DATA LINES:

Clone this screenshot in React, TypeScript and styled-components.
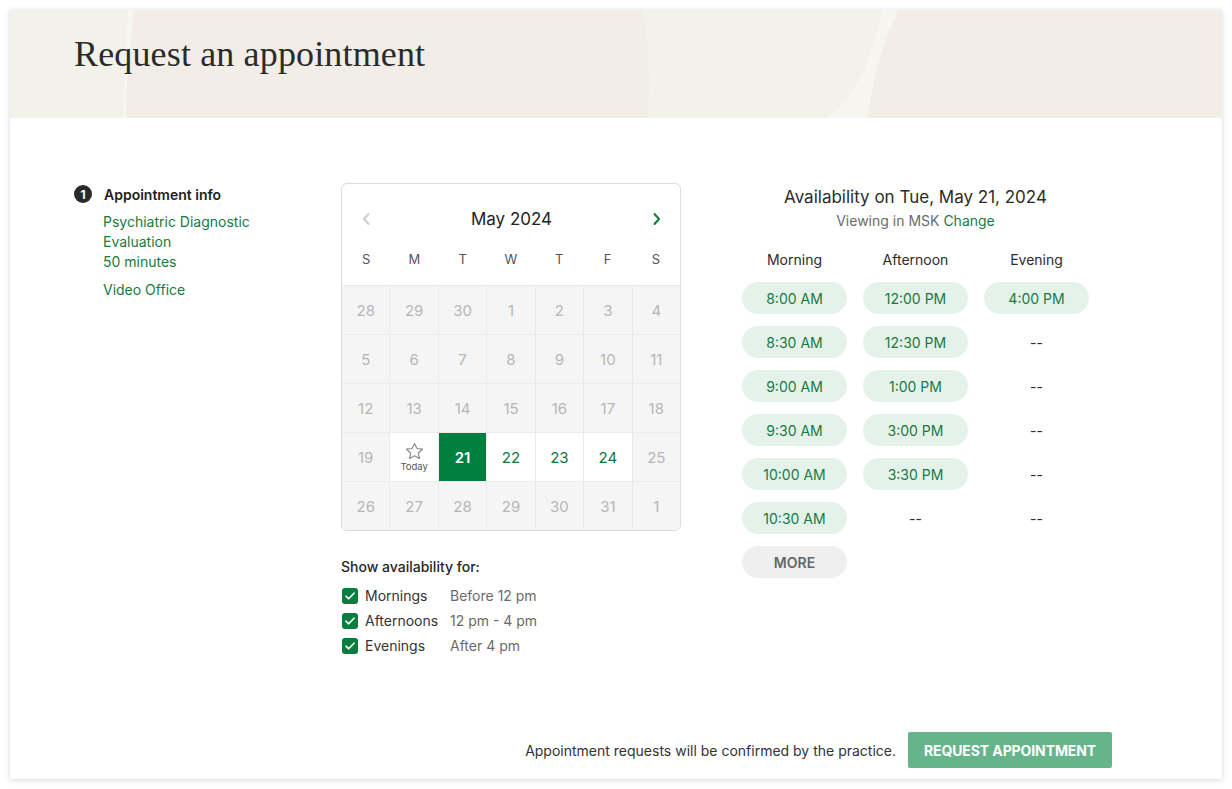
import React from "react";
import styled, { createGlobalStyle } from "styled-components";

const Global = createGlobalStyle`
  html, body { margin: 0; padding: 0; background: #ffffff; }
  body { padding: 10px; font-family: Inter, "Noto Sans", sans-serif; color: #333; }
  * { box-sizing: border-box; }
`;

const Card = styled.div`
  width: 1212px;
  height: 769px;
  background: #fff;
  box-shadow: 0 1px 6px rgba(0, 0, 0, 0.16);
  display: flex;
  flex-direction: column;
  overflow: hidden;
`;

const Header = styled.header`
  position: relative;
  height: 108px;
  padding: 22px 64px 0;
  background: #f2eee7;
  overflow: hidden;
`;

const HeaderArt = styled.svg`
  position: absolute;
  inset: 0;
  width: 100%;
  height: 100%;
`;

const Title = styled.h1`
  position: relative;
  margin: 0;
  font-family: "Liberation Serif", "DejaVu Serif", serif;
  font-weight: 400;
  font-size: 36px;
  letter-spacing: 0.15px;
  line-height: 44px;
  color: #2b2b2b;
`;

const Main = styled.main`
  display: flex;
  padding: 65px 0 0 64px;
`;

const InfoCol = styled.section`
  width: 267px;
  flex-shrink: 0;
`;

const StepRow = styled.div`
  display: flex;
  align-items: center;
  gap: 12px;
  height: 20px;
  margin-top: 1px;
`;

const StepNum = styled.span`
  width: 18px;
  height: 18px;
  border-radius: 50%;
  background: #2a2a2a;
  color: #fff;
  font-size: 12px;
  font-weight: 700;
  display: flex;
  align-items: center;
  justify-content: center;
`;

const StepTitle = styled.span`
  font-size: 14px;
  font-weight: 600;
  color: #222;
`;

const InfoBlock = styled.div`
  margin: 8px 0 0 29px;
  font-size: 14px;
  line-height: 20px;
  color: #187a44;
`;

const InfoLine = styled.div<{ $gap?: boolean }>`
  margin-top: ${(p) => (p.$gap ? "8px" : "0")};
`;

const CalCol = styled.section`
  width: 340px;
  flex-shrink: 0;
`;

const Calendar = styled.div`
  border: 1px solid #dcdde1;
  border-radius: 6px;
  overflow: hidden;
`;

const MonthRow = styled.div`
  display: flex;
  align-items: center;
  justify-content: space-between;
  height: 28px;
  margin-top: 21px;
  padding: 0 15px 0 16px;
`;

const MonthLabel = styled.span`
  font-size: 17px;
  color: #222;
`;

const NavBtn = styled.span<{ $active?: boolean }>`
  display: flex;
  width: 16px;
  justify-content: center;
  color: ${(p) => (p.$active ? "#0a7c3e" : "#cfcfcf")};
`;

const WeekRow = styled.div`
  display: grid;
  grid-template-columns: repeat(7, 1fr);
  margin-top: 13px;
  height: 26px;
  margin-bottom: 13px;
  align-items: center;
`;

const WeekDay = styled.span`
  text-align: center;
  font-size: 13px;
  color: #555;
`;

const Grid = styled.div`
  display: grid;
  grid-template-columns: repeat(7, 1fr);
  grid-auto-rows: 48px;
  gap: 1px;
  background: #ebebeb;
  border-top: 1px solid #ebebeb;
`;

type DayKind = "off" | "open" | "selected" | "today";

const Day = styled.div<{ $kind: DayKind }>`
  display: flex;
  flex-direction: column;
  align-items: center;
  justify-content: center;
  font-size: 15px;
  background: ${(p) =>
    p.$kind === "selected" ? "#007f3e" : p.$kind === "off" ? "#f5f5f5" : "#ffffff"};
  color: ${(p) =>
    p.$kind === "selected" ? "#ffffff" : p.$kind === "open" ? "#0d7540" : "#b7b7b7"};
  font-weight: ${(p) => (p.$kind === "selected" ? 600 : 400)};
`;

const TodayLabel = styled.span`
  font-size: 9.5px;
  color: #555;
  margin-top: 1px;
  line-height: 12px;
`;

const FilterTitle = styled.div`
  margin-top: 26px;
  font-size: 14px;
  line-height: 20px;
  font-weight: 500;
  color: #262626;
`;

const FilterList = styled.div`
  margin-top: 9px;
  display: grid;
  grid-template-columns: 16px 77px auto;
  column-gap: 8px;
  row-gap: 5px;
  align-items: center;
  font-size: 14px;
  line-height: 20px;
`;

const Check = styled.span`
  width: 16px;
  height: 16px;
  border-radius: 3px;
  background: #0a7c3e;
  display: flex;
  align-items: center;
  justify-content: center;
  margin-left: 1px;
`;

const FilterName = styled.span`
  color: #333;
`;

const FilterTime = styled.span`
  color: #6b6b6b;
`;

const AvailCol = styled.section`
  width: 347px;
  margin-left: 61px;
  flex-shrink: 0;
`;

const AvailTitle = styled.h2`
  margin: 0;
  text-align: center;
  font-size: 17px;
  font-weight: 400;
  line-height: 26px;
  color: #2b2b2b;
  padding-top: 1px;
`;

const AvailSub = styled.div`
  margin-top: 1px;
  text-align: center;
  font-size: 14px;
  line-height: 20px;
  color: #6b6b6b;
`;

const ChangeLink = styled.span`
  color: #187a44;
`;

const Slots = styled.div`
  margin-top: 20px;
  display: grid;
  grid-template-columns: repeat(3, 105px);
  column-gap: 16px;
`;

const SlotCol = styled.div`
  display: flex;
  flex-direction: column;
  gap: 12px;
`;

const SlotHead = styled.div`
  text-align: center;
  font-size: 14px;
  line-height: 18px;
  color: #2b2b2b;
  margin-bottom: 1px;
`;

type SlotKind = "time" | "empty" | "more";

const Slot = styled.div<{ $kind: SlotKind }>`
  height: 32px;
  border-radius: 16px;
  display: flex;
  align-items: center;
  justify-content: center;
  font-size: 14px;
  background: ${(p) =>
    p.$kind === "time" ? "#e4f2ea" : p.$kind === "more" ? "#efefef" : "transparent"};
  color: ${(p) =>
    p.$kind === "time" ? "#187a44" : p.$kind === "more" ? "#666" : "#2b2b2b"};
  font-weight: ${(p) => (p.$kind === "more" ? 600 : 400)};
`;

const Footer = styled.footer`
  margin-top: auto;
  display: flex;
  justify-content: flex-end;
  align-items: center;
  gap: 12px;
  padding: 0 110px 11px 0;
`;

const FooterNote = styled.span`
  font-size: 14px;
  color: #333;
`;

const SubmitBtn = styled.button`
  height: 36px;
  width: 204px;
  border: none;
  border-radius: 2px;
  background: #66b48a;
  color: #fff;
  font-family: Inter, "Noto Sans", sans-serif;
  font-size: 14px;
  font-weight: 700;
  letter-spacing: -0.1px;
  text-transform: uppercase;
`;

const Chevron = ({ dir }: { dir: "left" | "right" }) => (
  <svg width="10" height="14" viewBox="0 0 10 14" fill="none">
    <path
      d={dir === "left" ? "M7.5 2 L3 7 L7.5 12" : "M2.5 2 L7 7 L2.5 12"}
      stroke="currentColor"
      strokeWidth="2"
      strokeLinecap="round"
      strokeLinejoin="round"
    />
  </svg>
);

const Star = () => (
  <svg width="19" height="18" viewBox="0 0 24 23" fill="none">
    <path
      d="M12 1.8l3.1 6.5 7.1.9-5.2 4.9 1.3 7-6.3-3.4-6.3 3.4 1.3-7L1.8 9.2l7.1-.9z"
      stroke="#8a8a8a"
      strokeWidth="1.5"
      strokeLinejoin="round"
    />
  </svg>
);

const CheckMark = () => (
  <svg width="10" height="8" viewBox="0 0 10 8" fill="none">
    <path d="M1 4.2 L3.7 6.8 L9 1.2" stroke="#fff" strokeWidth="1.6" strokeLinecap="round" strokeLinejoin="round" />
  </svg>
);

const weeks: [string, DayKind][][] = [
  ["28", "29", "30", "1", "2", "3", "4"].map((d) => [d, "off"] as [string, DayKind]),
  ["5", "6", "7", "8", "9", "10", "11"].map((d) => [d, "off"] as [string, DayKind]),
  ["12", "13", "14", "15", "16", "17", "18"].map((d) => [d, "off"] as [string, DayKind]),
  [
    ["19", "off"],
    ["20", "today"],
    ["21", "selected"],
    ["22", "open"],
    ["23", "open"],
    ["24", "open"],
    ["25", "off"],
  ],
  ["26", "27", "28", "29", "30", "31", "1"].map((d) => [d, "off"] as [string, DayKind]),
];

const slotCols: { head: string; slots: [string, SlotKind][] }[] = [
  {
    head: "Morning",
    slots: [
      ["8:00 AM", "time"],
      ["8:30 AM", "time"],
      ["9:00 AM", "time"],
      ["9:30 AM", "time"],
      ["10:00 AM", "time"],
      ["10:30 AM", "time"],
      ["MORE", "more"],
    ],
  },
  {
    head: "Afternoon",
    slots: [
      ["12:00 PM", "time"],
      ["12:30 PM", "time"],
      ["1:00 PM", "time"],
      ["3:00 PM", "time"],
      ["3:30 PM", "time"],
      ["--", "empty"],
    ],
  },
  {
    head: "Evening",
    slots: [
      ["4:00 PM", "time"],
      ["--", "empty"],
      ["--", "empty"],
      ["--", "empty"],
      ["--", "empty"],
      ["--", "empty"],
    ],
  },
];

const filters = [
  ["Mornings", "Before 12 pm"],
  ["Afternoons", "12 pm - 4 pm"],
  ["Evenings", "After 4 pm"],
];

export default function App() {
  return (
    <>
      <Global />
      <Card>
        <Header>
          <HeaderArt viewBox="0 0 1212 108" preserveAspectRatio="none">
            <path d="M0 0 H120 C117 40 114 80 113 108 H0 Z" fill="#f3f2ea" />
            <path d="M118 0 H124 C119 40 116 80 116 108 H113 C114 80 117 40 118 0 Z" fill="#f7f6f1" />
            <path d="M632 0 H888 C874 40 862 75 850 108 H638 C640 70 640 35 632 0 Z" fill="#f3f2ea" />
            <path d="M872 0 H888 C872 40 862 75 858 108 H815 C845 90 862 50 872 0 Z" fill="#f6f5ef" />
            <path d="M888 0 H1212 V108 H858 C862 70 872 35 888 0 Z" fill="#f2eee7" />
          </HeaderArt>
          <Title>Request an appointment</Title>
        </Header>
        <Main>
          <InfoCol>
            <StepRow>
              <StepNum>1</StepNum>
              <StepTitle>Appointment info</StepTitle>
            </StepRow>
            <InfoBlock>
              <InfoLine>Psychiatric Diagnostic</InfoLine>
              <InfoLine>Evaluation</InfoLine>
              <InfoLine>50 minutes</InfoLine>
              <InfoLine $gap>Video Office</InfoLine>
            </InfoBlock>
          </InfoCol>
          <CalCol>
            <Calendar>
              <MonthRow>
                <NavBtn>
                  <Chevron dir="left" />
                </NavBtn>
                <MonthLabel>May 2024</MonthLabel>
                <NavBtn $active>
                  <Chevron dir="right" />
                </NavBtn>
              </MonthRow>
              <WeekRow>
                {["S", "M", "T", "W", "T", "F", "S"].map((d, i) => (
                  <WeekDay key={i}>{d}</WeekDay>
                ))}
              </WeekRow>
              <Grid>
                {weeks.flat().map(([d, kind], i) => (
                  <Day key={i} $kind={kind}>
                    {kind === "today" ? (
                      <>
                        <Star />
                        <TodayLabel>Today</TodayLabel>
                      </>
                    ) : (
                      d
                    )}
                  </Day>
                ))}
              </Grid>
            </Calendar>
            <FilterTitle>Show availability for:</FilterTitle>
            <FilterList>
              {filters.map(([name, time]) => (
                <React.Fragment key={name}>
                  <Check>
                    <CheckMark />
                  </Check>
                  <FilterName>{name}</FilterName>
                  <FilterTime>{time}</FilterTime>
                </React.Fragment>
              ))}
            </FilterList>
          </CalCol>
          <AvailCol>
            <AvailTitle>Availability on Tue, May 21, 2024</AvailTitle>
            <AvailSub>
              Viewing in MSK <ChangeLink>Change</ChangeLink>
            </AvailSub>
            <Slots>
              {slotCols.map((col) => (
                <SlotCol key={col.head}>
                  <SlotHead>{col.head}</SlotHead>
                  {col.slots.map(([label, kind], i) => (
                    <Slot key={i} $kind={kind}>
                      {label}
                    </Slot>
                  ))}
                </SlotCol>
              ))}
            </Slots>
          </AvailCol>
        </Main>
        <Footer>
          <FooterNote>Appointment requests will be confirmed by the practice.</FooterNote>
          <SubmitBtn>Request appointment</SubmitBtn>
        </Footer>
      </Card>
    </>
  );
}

DIRECTIONS FOR THIS TASK: In the listing above, how many lines include the word "React"? Answer with the number and nothing more.

ANSWER TO THIS TASK: 4